I love the standard GTD system, but it’s a low-level system. It is absolutely wonderful for managing projects and actions. The results for me have been amazing, and I’ve gotten really good at applying it. I still use it every single day, even for my personal projects and tasks. And I love the results. My email inbox is empty. My inbox is empty. I just never let my email inbox or my paper inbox get cluttered. I get a lot of email every day, and new papers pop into my inbox every day. But I’m always processing them down until they’re empty. And I feel very relaxed and focused, able to concentrate easily without worrying about some email I need to reply to. I have no stacks of paper anywhere in my office. Everything I need to save is neatly filed. The GTD system really does work brilliantly if you stick with it. It took me a few months to really get the hang of it, but it was definitely worth the effort.

What’s missing from GTD though is the high-level part of the system. It starts at the level of projects, but where are these projects coming from? I think the assumption behind GTD is that these projects are assigned by your boss or your company. Or maybe you run your own business and just have a lot of previous projects stacked up before you ever learn about GTD. But how do you know if these projects are even worth doing at all? How do you even know you’re working at the right job in the first place? Instead of getting better and better at plowing through your existing work, doesn’t it make sense to take a step back and figure out if your ladder of success is even leaning against the right building? What about using GTD in your personal life? Where do your personal projects come from?
The "higher level" thinking that Steve Pavlina is talking about are the "40,000 feet" and "50,000 feet" levels of thinking that David Allen addresses, briefly, in chapter two of his book Getting Things Done. The 40,000 foot level is your 3-to-5 year vision and the 50,000 foot level is "the Big Picture view". Pavlina's perception is that these two levels of thinking are of vital importance, yet there is not nearly as much information in the book or system on defining these modes of thinking as there is on the lower-level realms of Thinking and Next Actions.

I agree with his assesment, but I feel the need to defend the "lack" of high-level purpose definitions. I would not say that these elements are "missing" from the system, they are simply beyond the scope of the system.

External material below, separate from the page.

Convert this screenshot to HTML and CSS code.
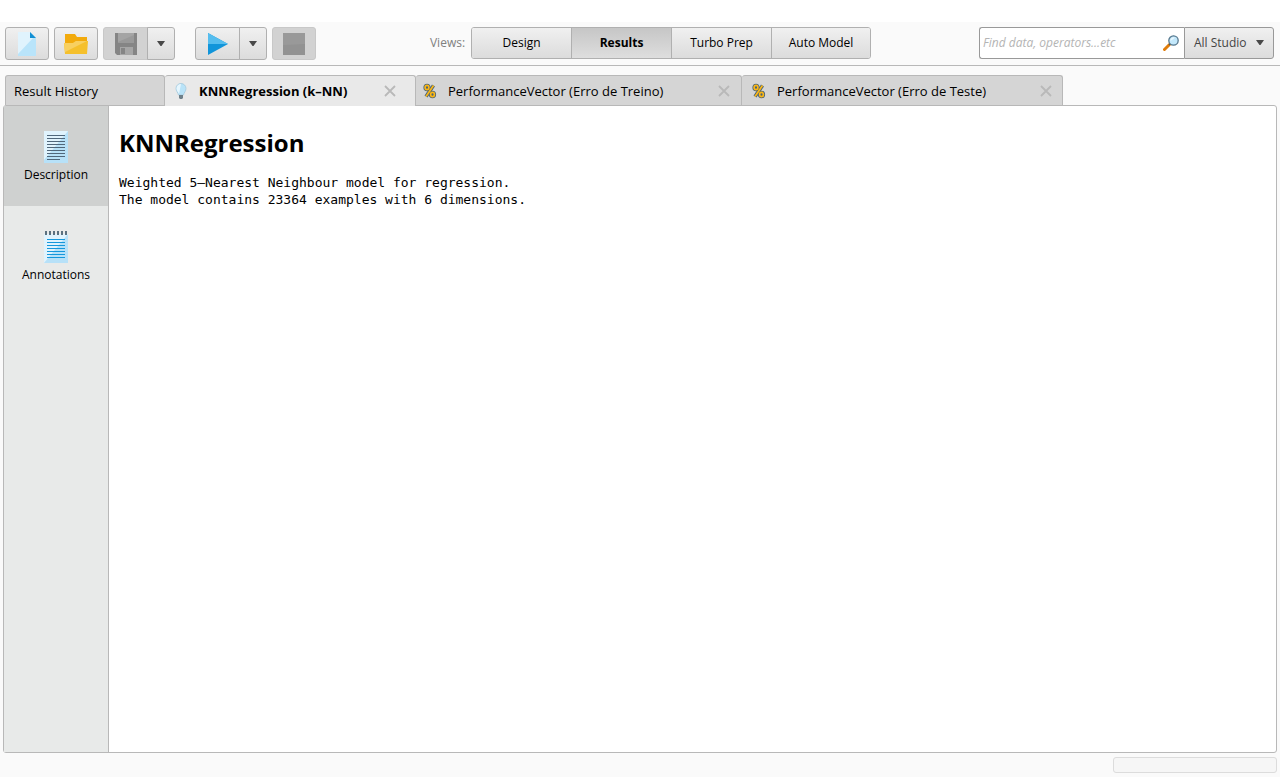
FILE: index.html
```html
<!DOCTYPE html>
<html lang="en">
<head>
<meta charset="utf-8">
<title>KNNRegression (k-NN) - Results</title>
<link rel="stylesheet" href="styles.css">
</head>
<body>
<svg class="defs" aria-hidden="true">
  <symbol id="i-percent" viewBox="0 0 14 16">
    <g fill="none" stroke="#4a6478" stroke-width="3.600"><ellipse cx="4" cy="4.500" rx="1.800" ry="2"/><ellipse cx="9.500" cy="11.500" rx="1.800" ry="2"/><path d="M10.500 2.500 3 13.500"/></g>
    <g fill="none" stroke="#fbb615" stroke-width="1.700"><ellipse cx="4" cy="4.500" rx="1.900" ry="2.200"/><ellipse cx="9.500" cy="11.500" rx="1.900" ry="2.200"/><path d="M10.500 2.500 3 13.500"/></g>
  </symbol>
  <symbol id="i-close" viewBox="0 0 12 12"><path d="M1 1 11 11M11 1 1 11" fill="none" stroke="#b9b9b9" stroke-width="1.800"/></symbol>
  <symbol id="i-arrow" viewBox="0 0 10 6"><path d="M1 0H9L5.500 5H4.500Z" fill="#484848"/></symbol>
</svg>
<header class="toolbar">
  <div class="tools">
    <button class="btn" aria-label="New process"><svg width="18" height="24" viewBox="0 0 18 24"><path d="M0 0H12L18 6V24H0Z" fill="#b9e4fa"/><path d="M0 0H12V6H15L0 22Z" fill="#e0f3fd"/><path d="M12 0 18 6H12Z" fill="#128fd3"/></svg></button>
    <button class="btn" aria-label="Open process"><svg width="24" height="20" viewBox="0 0 24 20"><path d="M1 0H11L13 3H23V19H1Z" fill="#f2aa0c"/><path d="M0 9H9L12 7H24L23 20H1Z" fill="#f5c02c"/><path d="M0 9H9L12 7H23L1 18Z" fill="#f8d060"/></svg></button>
    <div class="split">
      <button class="btn off" aria-label="Save process"><svg width="22" height="22" viewBox="0 0 22 22"><path d="M0 0H22V22H2L0 20Z" fill="#858585"/><path d="M3 0H19V10H3Z" fill="#a4a4a4"/><path d="M3 9 19 2V10H3Z" fill="#999"/><path d="M5 14H18V22H5Z" fill="#a6a6a6"/><path d="M6 15H10V21H6Z" fill="#858585"/></svg></button>
      <button class="btn drop" aria-label="Save options"><svg width="10" height="6"><use href="#i-arrow"/></svg></button>
    </div>
    <div class="split run">
      <button class="btn" aria-label="Run"><svg width="20" height="22" viewBox="0 0 20 22"><path d="M0 0 20 11 0 22Z" fill="#1195da"/><path d="M0 0 20 11H0Z" fill="#55bdee"/></svg></button>
      <button class="btn drop" aria-label="Run options"><svg width="10" height="6"><use href="#i-arrow"/></svg></button>
    </div>
    <button class="btn off" aria-label="Stop"><svg width="22" height="22"><path d="M0 0H22V22H0Z" fill="#929292"/><path d="M0 0H22V11L0 12Z" fill="#999"/></svg></button>
  </div>
  <nav class="views">
    <span class="views-label">Views:</span>
    <div class="switch">
      <button>Design</button><button class="on">Results</button><button>Turbo Prep</button><button>Auto Model</button>
    </div>
  </nav>
  <div class="search">
    <label class="field">
      <input type="text" aria-label="Search" placeholder="Find data, operators...etc">
      <svg width="16" height="16" viewBox="0 0 16 16"><path d="M1.500 14.500 6.500 9.500" stroke="#e07c0a" stroke-width="3" stroke-linecap="round"/><path d="M6 10 8 8" stroke="#555" stroke-width="1.500"/><circle cx="10.500" cy="5.500" r="4.700" fill="#c3e8fb" stroke="#55778d" stroke-width="1.300"/><path d="M7.500 6A3 3 0 0 1 12 2.800Z" fill="#e9f7fe"/></svg>
    </label>
    <button class="scope">All Studio <svg width="10" height="6"><use href="#i-arrow"/></svg></button>
  </div>
</header>
<main class="work">
  <div class="tabs" role="tablist">
    <div class="tab history" role="tab"><span class="name">Result History</span></div>
    <div class="tab model" role="tab" aria-selected="true"><svg class="bulb" width="12" height="16" viewBox="0 0 12 16"><path d="M6 .5A5 5 0 0 1 11 5.500C11 8 9 9.500 8.500 12H3.500C3 9.500 1 8 1 5.500A5 5 0 0 1 6 .5Z" fill="#b9e3f8" stroke="#a5c8da" stroke-width=".8"/><path d="M6 1A4.500 4.500 0 0 0 1.500 5.500C1.500 8 3.500 9 4 11Z" fill="#e6f6fe"/><path d="M4 12H8V15L7 16H5L4 15Z" fill="#6e7f89"/></svg><span class="name">KNNRegression (k–NN)</span><button class="close" aria-label="Close tab"><svg width="12" height="12"><use href="#i-close"/></svg></button></div>
    <div class="tab train" role="tab"><svg width="14" height="16"><use href="#i-percent"/></svg><span class="name">PerformanceVector (Erro de Treino)</span><button class="close" aria-label="Close tab"><svg width="12" height="12"><use href="#i-close"/></svg></button></div>
    <div class="tab test" role="tab"><svg width="14" height="16"><use href="#i-percent"/></svg><span class="name">PerformanceVector (Erro de Teste)</span><button class="close" aria-label="Close tab"><svg width="12" height="12"><use href="#i-close"/></svg></button></div>
  </div>
  <div class="panel">
    <nav class="side">
      <button class="on"><svg width="24" height="32" viewBox="0 0 24 32"><path d="M0 0H24V32H0Z" fill="#b7e1f8"/><path d="M0 0H24L0 29Z" fill="#e0f3fd"/><path d="M3 4.500H21M3 7.500H21M3 10.500H21M3 13.500H21M3 16.500H21M3 19.500H21M3 22.500H21M3 25.500H21M3 28.500H16" stroke="#50677b"/></svg>Description</button>
      <button><svg width="24" height="32" viewBox="0 0 24 32"><path d="M0 3H24V32H0Z" fill="#b7e1f8"/><path d="M0 3H24L0 32Z" fill="#e0f3fd"/><path d="M2 0V4M6 0V4M10 0V4M14 0V4M18 0V4M22 0V4" stroke="#5b7180" stroke-width="2"/><path d="M3 8.500H21M3 11.500H21M3 14.500H21M3 17.500H21M3 20.500H21M3 23.500H21M3 26.500H21" stroke="#1598dc"/></svg>Annotations</button>
    </nav>
    <section class="result">
      <h1>KNNRegression</h1>
      <pre>Weighted 5–Nearest Neighbour model for regression.
The model contains 23364 examples with 6 dimensions.</pre>
    </section>
  </div>
</main>
<footer class="status"><div class="progress" role="progressbar" aria-label="Progress"></div></footer>
</body>
</html>
```
FILE: styles.css
```css
* { box-sizing: border-box; }
body {
  margin: 0;
  min-height: 100vh;
  padding-top: 22px;
  display: flex;
  flex-direction: column;
  background: linear-gradient(#fff 22px, #fafafa 22px);
  color: #000;
  font: 12px/16px "Open Sans", "Noto Sans", sans-serif;
}
.defs { position: absolute; width: 0; height: 0; }
svg { display: block; flex: none; }
button { font: inherit; color: inherit; cursor: pointer; }

.toolbar {
  display: grid;
  grid-template-columns: 1fr auto 1fr;
  padding: 5px 6px 5px 5px;
  border-bottom: 1px solid #b8b8b8;
}
.tools { display: flex; gap: 5px; }
.split { display: flex; }
.run { margin-left: 15px; }
.btn {
  width: 44px;
  height: 33px;
  padding: 0;
  display: grid;
  place-items: center;
  border: 1px solid #b0b0b0;
  border-radius: 3px;
  background: linear-gradient(#f0f0f0, #dcdcdc);
}
.split .btn:first-child { width: 45px; border-radius: 3px 0 0 3px; }
.split .drop { width: 28px; margin-left: -1px; border-radius: 0 3px 3px 0; }
.btn.off { background: #d2d2d2; border-color: #c8c8c8; }

.views {
  display: flex;
  align-items: flex-start;
  gap: 6px;
  padding-left: 22px;
}
.views-label { color: #808080; line-height: 32px; }
.switch {
  display: flex;
  border: 1px solid #b0b0b0;
  border-radius: 3px;
  overflow: hidden;
}
.switch button {
  width: 100px;
  height: 30px;
  padding: 0;
  border: 0;
  border-left: 1px solid #b0b0b0;
  background: linear-gradient(#f0f0f0, #dcdcdc);
  font-weight: 500;
}
.switch button:first-child, .switch button:last-child { width: 99px; }
.switch button:first-child { border-left: 0; }
.switch .on { background: linear-gradient(#c6c6c6, #dedede); font-weight: 700; }

.search { display: flex; justify-self: end; align-items: flex-start; }
.field {
  width: 205px;
  height: 32px;
  padding: 0 5px 0 3px;
  display: flex;
  align-items: center;
  border: 1px solid #999;
  border-right: 0;
  border-radius: 3px 0 0 3px;
  background: #fff;
}
.field input {
  flex: 1;
  min-width: 0;
  padding: 0;
  border: 0;
  outline: 0;
  background: none;
  font: inherit;
  font-style: italic;
}
.field input::placeholder { color: #b4b4b4; opacity: 1; }
.scope {
  width: 90px;
  height: 32px;
  padding: 0 8px 0 9px;
  display: flex;
  align-items: center;
  justify-content: space-between;
  border: 1px solid #999;
  border-radius: 0 3px 3px 0;
  background: linear-gradient(#f0f0f0, #dcdcdc);
  color: #444;
  font-weight: 500;
  white-space: nowrap;
}

.work {
  flex: 1;
  display: flex;
  flex-direction: column;
  padding: 9px 3px 0;
}
.tabs { display: flex; padding-left: 2px; font-size: 13px; }
.tab {
  height: 30px;
  padding: 0 19px 0 8px;
  display: flex;
  align-items: center;
  border: 1px solid #b8b8b8;
  border-bottom: 0;
  border-left: 0;
  border-radius: 3px 3px 0 0;
  background: #d5d5d5;
  white-space: nowrap;
}
.tab .name { flex: 1; }
.tab svg + .name { margin-left: 11px; }
.tab .bulb + .name { margin-left: 12px; }
.history { width: 160px; border-left: 1px solid #b8b8b8; }
.model {
  width: 251px;
  height: 31px;
  margin-bottom: -1px;
  padding-left: 10px;
  position: relative;
  background: #e9e9e9;
  font-weight: 700;
}
.train { width: 326px; padding-left: 7px; padding-right: 11px; }
.test { width: 321px; padding-left: 10px; padding-right: 10px; }
.close { padding: 0; border: 0; background: none; }
.panel {
  flex: 1;
  display: flex;
  border: 1px solid #b8b8b8;
  border-radius: 3px;
  background: #fff;
}
.side {
  width: 105px;
  border-right: 1px solid #b8b8b8;
  background: #e8eae9;
}
.side button {
  width: 100%;
  height: 100px;
  padding: 2px 0 0;
  display: flex;
  flex-direction: column;
  align-items: center;
  justify-content: center;
  gap: 4px;
  border: 0;
  background: none;
  font-weight: 500;
}
.side .on { background: #cfd1d0; }
.result { flex: 1; padding: 21px 10px; }
h1 { margin: 0 0 15px; font-size: 24px; line-height: 32px; }
pre {
  margin: 0;
  font: 13px/17px "DejaVu Sans Mono", monospace;
}
.status {
  height: 24px;
  padding: 4px 3px;
  display: flex;
  justify-content: flex-end;
}
.progress {
  width: 164px;
  height: 16px;
  border: 1px solid #dcdcdc;
  border-radius: 3px;
  background: #f6f6f6;
}
```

GTD is a framework for accomplishing the things that need to get acomplished in a true bottom-up fashion. The essential elements of this framework work best on your immediate responsibilities and apply to nearly everyone, and can be implemented across any number of platforms (Outlook, Gmail, Stikkit, pen-and-paper, you name it). Even the moderately higher-level areas of activity such as strategic planning and 1-to-2 year goals can be defined, codified and accomplished with the basic elements of the GTD system for nearly every user.

The highest-levels of operating and thinking, however, tend to diverge quite a bit from person to person. Pavlina touches on that here:

It makes no sense to blindly apply standard GTD unless you’ve already secured the top level elements of purpose, mission, and goals. Otherwise you’re doomed to spend your life working on other people’s goals and losing yourself in the process.

The top-level elements and motivations, the values and principles of each individual vary greatly from person to person. So this is where a book like Getting Things Done must be a bit more vague. These high level values can only be defined by each individual, and a variety of other resources have to be used. When this process has been completed, then you can procede to use the excellent tools provided by GTD to accomplish the smaller tasks that will lead to the fulfillment of your highest aspirations.

Some time ago, I went through this process of self-definition, (not easy at all) and put together a statement of sorts that encompasses the highest-level of principles and values.

My own higher level statement.

My current practice, then, is to accomplish my tasks and projects and goals in a meaningful way. As Pavlina concludes:

Before you can get things done, you must consciously choose those “things” you want to be doing. Before you put yourself into a state of readiness, you must consciously define what you want to be ready for. Knowing your life’s purpose is the answer. It provides the context for readiness and for action. It turns generic readiness into “ready to speak,” “ready to write,” “ready to love,” etc. Purpose turns “getting things done” into “giving life meaning.” When you ultimately work at the level of projects and actions, they’re infused with purpose. Your purpose. Your mission. Your very reason for existence. Every paper you shuffle, every word you type, every project you complete — they now mean something. They’re a part of a larger whole, a deep expression of who you truly are. But those very same actions, blindly assigned by someone else for no great purpose, become lifeless. Just things to get done instead of a great purpose to be fulfilled.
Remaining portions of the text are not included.